Referring to FIG. 78, bags, boxes, and/or other items are directed toward air cargo output container sortation (such as by conveyance with scanning and/or identification configuration such as image capture device and/or scanner) (2090). Items may be repositioned, reoriented, and/or singulated, such as via conveyance and/or mechanical input (such as via pusher, diverter, ramp, etc.), which preferably is dynamic to vision-based control (2092). Operatively coupled computing resources may be configured to conduct sortation operations dynamic to output factors (such as air cargo output container type, routing configuration, sorting cache configuration, sortation speed, aircraft configuration, fragility of items, value of items, stacking stability configuration, accelerations/impulses likely to be experienced in packing, routing, air travel, and/or delivery) (2094). Sortation may result in items being directed into output containers in specific orders, configurations, and loading patterns, such as via NN computing model dynamic to factors such as those noted above (2096). The integrated system may be configured to identify completed output containers so that electromechanical and/or manual systems (such as AMR robots, rail systems, conveyance systems, and/or pallet jacks) may be used, such as via automatic computer-based triggering and control, to move completed output containers to further output processing (such as loading of air cargo output containers or portions thereof) (2098).

Referring to FIG. 79, in another embodiment, bags, boxes, and/or other items are directed toward output container sortation (such as by conveyance with scanning and/or identification configuration such as image capture device and/or scanner) (2101). Items may be repositioned, reoriented, and/or singulated, such as via conveyance and/or mechanical input (such as via pusher, diverter, ramp, etc.), which preferably is dynamic to vision-based control (2104). Operatively coupled computing resources may be configured to conduct sortation operations dynamic to output factors (such as output container type, routing configuration, sorting cache configuration, sortation speed, aircraft configuration, fragility of items, value of items, stacking stability configuration, accelerations/impulses likely to be experienced in packing, routing, and/or delivery) (2106). Sortation may result in items being directed into output containers in specific orders, configurations, and loading patterns, such as via electromechanical system (such as one comprising a robotic arm or sortation gantry) operatively coupled with a NN computing model dynamic to factors such as those noted above as well as to one or more configurable reward paradigms (such as in a reinforcement learning/operation configuration) (2108).
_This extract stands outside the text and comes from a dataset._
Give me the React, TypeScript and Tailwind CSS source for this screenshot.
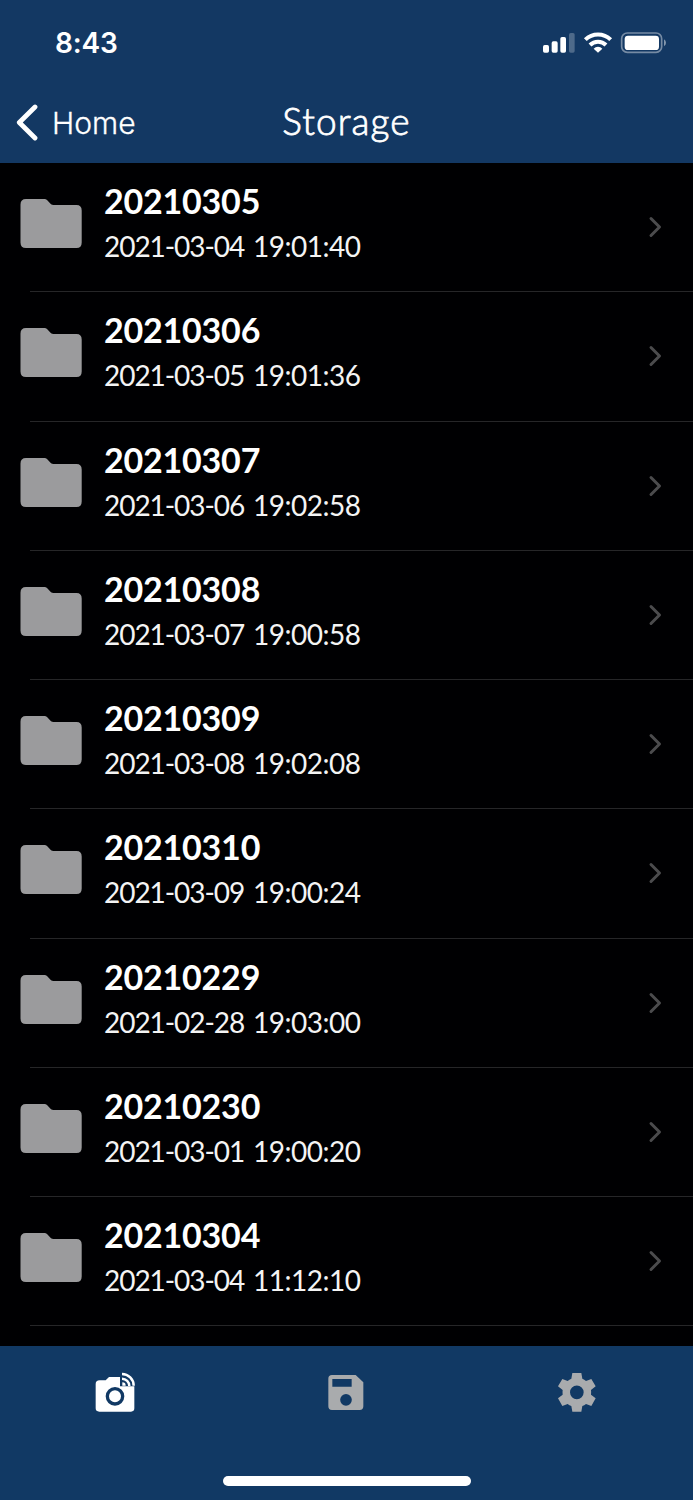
import React from "react";

type Folder = { name: string; date: string; time: string };

const folders: Folder[] = [
  { name: "20210305", date: "2021-03-04", time: "19:01:40" },
  { name: "20210306", date: "2021-03-05", time: "19:01:36" },
  { name: "20210307", date: "2021-03-06", time: "19:02:58" },
  { name: "20210308", date: "2021-03-07", time: "19:00:58" },
  { name: "20210309", date: "2021-03-08", time: "19:02:08" },
  { name: "20210310", date: "2021-03-09", time: "19:00:24" },
  { name: "20210229", date: "2021-02-28", time: "19:03:00" },
  { name: "20210230", date: "2021-03-01", time: "19:00:20" },
  { name: "20210304", date: "2021-03-04", time: "11:12:10" },
];

function StatusIcons() {
  return (
    <svg className="h-[50px] w-[173px]" viewBox="0 0 519 150" fill="#fff">
      <rect x="69" y="75" width="18" height="23" rx="5" />
      <rect x="95" y="64" width="18" height="34" rx="5" />
      <rect x="121" y="51" width="17" height="47" rx="5" />
      <rect x="147" y="39" width="17" height="59" rx="5" opacity=".25" />
      <g fill="none" stroke="#fff" strokeWidth="12">
        <path d="M196 59 A54 54 0 0 1 272 59" />
        <path d="M210 75 A34 34 0 0 1 258 75" />
      </g>
      <path d="M221 86 A18 18 0 0 1 247 86 L234 98 Z" />
      <rect x="305" y="39" width="120" height="58" rx="17" fill="none" stroke="#fff" strokeOpacity=".42" strokeWidth="5" />
      <rect x="314" y="47" width="103" height="43" rx="10" />
      <path d="M432 58 Q438 62 438 68 Q438 74 432 79 Z" opacity=".48" />
    </svg>
  );
}

function FolderIcon() {
  return (
    <svg className="mt-[35px] ml-[20px] h-[51px] w-[63px] shrink-0" viewBox="0 0 63 51">
      <path
        d="M6 1 H24.5 Q26 1 27 2 L31 6.2 Q32 7 33.5 7 H56.5 Q61.7 7 61.7 12.5 V44.5 Q61.7 50 56.5 50 H6 Q.5 50 .5 44.5 V6.5 Q.5 1 6 1 Z"
        fill="#9b9b9d"
      />
    </svg>
  );
}

function FolderRow({ name, date, time }: Folder) {
  return (
    <li className="flex h-[129.25px]">
      <FolderIcon />
      <div className="ml-[-53px] flex flex-1 border-b border-[#262628] pl-[74px]">
        <div className="flex-1 pt-[17px] font-['Lato',sans-serif] text-white">
          <div className="h-[42px] text-[34px] leading-[42px] font-bold tracking-[-0.2px]">{name}</div>
          <div className="mt-[6px] flex h-[36px] text-[28px] leading-[36px] text-[#f4f4f4]">
            <span className="w-[149px] tracking-[-1.05px]">{date}</span>
            <span className="tracking-[-0.5px]">{time}</span>
          </div>
        </div>
        <svg className="mt-[52px] mr-[30px] h-[24px] w-[16px]" viewBox="0 0 16 24" fill="none" stroke="#4b4b4d" strokeWidth="3" strokeLinecap="round" strokeLinejoin="round">
          <path d="M4 3.5 L12.5 12 L4 20.5" />
        </svg>
      </div>
    </li>
  );
}

function CameraIcon() {
  return (
    <svg className="h-[65px] w-[70px]" viewBox="0 0 210 195">
      <path
        d="M59 61 H77 L87 51 H120 V79 H163 V145 Q163 155 153 155 H58 Q47 155 47 145 V72 Q47 61 59 61 Z"
        fill="#fff"
      />
      <circle cx="105" cy="109" r="23" fill="none" stroke="#113964" strokeWidth="10" />
      <path d="M127 67 A10 10 0 0 1 137 77 H127 Z" fill="#fff" />
      <g fill="none" stroke="#fff" strokeWidth="7.5">
        <path d="M126 56 A22 22 0 0 1 148 78" />
        <path d="M126 42 A35 35 0 0 1 161 77" />
      </g>
    </svg>
  );
}

function SaveIcon() {
  return (
    <svg className="h-[65px] w-[70px]" viewBox="0 0 210 195">
      <path
        fillRule="evenodd"
        d="M51 45 H122 L145 67 V139 Q145 150 134 150 H51 Q40 150 40 139 V56 Q40 45 51 45 Z M52 57 V80 H110 V57 Z M93 102 A17.5 17.5 0 1 0 93 137 A17.5 17.5 0 1 0 93 102 Z"
        fill="#a9abad"
      />
    </svg>
  );
}

function GearIcon() {
  return (
    <svg className="h-[65px] w-[70px]" viewBox="0 0 210 195">
      <path
        fillRule="evenodd"
        d="M82 39 H109 L112 56 Q118 59 123 63 L139 57 L152 79 L138 90 Q139 97 138 104 L152 115 L139 138 L123 132 Q118 136 112 138 L109 155 H82 L79 138 Q73 136 68 132 L52 138 L39 115 L53 104 Q52 97 53 90 L39 79 L52 57 L68 63 Q73 59 79 56 Z M95.5 76.5 A20.5 20.5 0 1 0 95.5 117.5 A20.5 20.5 0 1 0 95.5 76.5 Z"
        fill="#a9abad"
      />
    </svg>
  );
}

export default function App() {
  return (
    <div className="flex h-[1500px] w-[693px] flex-col overflow-hidden bg-[#000002]">
      <header className="h-[163px] shrink-0 bg-[#133863] text-white">
        <div className="flex h-[82px] justify-between pt-[20px]">
          <div className="pl-[55px] font-['Inter',sans-serif] text-[28px] leading-[46px] font-semibold tracking-[-0.2px]">8:43</div>
          <StatusIcons />
        </div>
        <div className="grid h-[79px] grid-cols-3">
          <div className="flex items-center pl-[15px]">
            <svg className="h-[38px] w-[24px]" viewBox="0 0 24 38" fill="none" stroke="#fff" strokeWidth="4.8" strokeLinecap="round" strokeLinejoin="round">
              <path d="M20 4 L4.3 19.5 L20 35" />
            </svg>
            <span className="ml-[13px] pt-[2px] font-['Inter',sans-serif] text-[30px] leading-[40px] font-light [-webkit-text-stroke:0.3px_#fff]">Home</span>
          </div>
          <div className="flex items-center justify-center pb-[1px] font-['Lato',sans-serif] text-[37px] leading-[44px] font-light tracking-[1.1px] [-webkit-text-stroke:0.8px_#fff]">Storage</div>
        </div>
      </header>
      <ul className="h-[1183px] shrink-0">
        {folders.map((f) => (
          <FolderRow key={f.name} {...f} />
        ))}
      </ul>
      <footer className="flex flex-1 flex-col bg-[#113964]">
        <nav className="flex h-[130px] pt-[14px]">
          <div className="w-[235px] pl-[80px]"><CameraIcon /></div>
          <div className="w-[230px] pl-[80px]"><SaveIcon /></div>
          <div className="flex-1 pl-[80px]"><GearIcon /></div>
        </nav>
        <div className="ml-[223px] h-[9.5px] w-[247.5px] rounded-full bg-white" />
      </footer>
    </div>
  );
}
The integrated system may be configured to identify completed output containers so that electromechanical and/or manual systems (such as AMR robots, rail systems, conveyance systems, and/or pallet jacks) may be used, such as via automatic computer-based triggering and control, to move completed output containers to further output processing (such as loading of air cargo output containers or portions thereof) (2110).

Various exemplary embodiments of the invention are described herein. Reference is made to these examples in a non-limiting sense. They are provided to illustrate more broadly applicable aspects of the invention. Various changes may be made to the invention described and equivalents may be substituted without departing from the true spirit and scope of the invention. In addition, many modifications may be made to adapt a particular situation, material, composition of matter, process, process act(s) or step(s) to the objective(s), spirit or scope of the present invention. Further, as will be appreciated by those with skill in the art that each of the individual variations described and illustrated herein has discrete components and features which may be readily separated from or combined with the features of any of the other several embodiments without departing from the scope or spirit of the present inventions. All such modifications are intended to be within the scope of claims associated with this disclosure.

The invention includes methods that may be performed using the subject devices. The methods may comprise the act of providing such a suitable device. Such provision may be performed by the end user. In other words, the “providing” act merely requires the end user obtain, access, approach, position, set-up, activate, power-up or otherwise act to provide the requisite device in the subject method. Methods recited herein may be carried out in any order of the recited events which is logically possible, as well as in the recited order of events.

Exemplary aspects of the invention, together with details regarding material selection and manufacture have been set forth above. As for other details of the present invention, these may be appreciated in connection with the above-referenced patents and publications as well as generally known or appreciated by those with skill in the art. The same may hold true with respect to method-based aspects of the invention in terms of additional acts as commonly or logically employed.

In addition, though the invention has been described in reference to several examples optionally incorporating various features, the invention is not to be limited to that which is described or indicated as contemplated with respect to each variation of the invention. Various changes may be made to the invention described and equivalents (whether recited herein or not included for the sake of some brevity) may be substituted without departing from the true spirit and scope of the invention. In addition, where a range of values is provided, it is understood that every intervening value, between the upper and lower limit of that range and any other stated or intervening value in that stated range, is encompassed within the invention.

Also, it is contemplated that any optional feature of the inventive variations described may be set forth and claimed independently, or in combination with any one or more of the features described herein. Reference to a singular item, includes the possibility that there are plural of the same items present. More specifically, as used herein and in claims associated hereto, the singular forms “a,” “an,” “said,” and “the” include plural referents unless the specifically stated otherwise. In other words, use of the articles allow for “at least one” of the subject item in the description above as well as claims associated with this disclosure. It is further noted that such claims may be drafted to exclude any optional element. As such, this statement is intended to serve as antecedent basis for use of such exclusive terminology as “solely,” “only” and the like in connection with the recitation of claim elements, or use of a “negative” limitation.

Without the use of such exclusive terminology, the term “comprising” in claims associated with this disclosure shall allow for the inclusion of any additional element—irrespective of whether a given number of elements are enumerated in such claims, or the addition of a feature could be regarded as transforming the nature of an element set forth in such claims. Except as specifically defined herein, all technical and scientific terms used herein are to be given as broad a commonly understood meaning as possible while maintaining claim validity.

The breadth of the present invention is not to be limited to the examples provided and/or the subject specification, but rather only by the scope of claim language associated with this disclosure.